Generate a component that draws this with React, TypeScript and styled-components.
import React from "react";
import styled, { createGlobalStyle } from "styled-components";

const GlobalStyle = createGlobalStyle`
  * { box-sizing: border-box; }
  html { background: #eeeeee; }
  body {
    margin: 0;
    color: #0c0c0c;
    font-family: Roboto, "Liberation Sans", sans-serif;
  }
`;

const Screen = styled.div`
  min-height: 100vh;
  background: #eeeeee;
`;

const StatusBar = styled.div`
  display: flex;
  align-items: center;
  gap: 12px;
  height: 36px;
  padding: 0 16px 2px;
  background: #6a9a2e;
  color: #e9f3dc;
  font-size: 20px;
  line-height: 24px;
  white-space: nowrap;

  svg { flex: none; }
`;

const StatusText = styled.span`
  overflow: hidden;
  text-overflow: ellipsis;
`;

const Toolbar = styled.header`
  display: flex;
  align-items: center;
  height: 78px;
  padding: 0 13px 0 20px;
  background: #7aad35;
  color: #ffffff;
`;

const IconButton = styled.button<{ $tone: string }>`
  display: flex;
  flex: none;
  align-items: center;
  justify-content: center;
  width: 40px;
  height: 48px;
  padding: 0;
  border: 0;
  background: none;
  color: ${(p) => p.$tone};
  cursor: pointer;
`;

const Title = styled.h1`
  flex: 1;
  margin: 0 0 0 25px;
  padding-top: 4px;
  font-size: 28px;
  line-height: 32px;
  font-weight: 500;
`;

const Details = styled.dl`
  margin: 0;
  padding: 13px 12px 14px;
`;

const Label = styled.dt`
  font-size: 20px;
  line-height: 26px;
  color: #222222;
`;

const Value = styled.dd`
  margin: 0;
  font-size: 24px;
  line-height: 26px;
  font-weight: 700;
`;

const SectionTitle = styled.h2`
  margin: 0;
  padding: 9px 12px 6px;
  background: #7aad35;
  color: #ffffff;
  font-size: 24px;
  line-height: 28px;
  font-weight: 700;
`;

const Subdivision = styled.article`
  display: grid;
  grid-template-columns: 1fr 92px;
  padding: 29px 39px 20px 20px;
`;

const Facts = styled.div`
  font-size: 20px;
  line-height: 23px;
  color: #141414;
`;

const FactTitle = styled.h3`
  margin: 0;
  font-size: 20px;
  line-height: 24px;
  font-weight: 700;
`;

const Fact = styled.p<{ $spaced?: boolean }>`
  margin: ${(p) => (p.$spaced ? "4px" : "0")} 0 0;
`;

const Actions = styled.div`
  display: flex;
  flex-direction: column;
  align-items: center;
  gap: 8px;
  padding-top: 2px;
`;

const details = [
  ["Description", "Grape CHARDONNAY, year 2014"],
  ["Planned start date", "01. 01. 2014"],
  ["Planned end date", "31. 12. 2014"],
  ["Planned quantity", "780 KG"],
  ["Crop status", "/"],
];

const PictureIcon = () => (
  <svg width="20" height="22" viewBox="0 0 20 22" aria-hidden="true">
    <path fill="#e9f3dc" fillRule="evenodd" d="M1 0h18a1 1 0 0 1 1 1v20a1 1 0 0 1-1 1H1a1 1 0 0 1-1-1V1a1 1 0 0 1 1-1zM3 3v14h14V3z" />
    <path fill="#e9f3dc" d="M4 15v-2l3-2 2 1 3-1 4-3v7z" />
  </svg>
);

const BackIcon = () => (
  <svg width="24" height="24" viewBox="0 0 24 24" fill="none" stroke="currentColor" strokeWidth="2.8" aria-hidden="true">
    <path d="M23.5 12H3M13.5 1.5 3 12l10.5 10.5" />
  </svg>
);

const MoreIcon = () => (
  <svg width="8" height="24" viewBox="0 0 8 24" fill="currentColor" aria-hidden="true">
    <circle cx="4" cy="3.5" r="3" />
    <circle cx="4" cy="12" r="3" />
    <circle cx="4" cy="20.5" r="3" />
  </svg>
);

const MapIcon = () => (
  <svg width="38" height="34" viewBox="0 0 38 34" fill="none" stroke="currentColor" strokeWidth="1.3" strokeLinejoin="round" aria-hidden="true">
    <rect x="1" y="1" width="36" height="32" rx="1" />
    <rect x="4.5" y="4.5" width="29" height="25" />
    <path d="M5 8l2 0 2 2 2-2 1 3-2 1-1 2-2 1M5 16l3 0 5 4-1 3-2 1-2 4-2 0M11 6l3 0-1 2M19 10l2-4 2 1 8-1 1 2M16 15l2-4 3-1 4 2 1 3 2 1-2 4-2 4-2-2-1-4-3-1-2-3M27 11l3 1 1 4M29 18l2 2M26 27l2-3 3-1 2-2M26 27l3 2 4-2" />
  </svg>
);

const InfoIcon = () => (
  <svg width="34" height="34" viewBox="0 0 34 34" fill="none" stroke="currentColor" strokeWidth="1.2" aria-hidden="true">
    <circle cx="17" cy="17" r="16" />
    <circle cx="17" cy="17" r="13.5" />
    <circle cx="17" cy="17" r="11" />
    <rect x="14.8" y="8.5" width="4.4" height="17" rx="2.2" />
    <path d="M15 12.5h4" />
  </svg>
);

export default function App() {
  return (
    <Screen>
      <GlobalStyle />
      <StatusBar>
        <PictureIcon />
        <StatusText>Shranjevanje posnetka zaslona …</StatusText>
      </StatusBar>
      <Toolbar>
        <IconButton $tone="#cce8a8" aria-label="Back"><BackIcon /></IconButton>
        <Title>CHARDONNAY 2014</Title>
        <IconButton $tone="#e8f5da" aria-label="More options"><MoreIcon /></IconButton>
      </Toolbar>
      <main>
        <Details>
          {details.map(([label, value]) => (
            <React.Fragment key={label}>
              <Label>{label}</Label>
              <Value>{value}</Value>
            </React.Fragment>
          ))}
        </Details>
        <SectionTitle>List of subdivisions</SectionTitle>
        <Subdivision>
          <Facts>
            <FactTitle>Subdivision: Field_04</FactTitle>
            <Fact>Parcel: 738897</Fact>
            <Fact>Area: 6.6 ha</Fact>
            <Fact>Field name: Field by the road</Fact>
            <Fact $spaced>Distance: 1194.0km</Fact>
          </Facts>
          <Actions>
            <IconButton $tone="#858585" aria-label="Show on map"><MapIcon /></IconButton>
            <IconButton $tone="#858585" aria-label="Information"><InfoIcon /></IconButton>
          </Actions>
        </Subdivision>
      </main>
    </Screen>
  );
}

==

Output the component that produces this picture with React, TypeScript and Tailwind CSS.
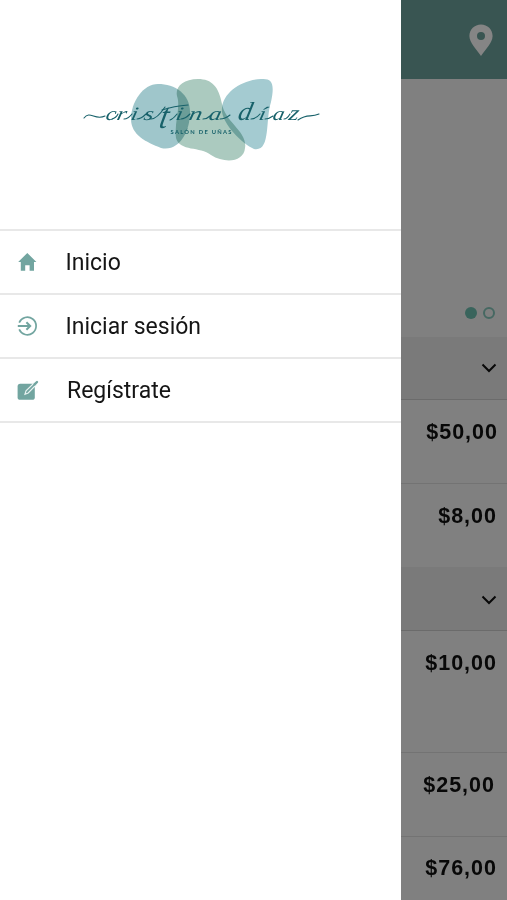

PROBLEM STATEMENT » Using the listing, copy every line where the word "this" shows up.

CORRECT RESULT »
Generate a component that draws this with React, TypeScript and styled-components.
Output the component that produces this picture with React, TypeScript and Tailwind CSS.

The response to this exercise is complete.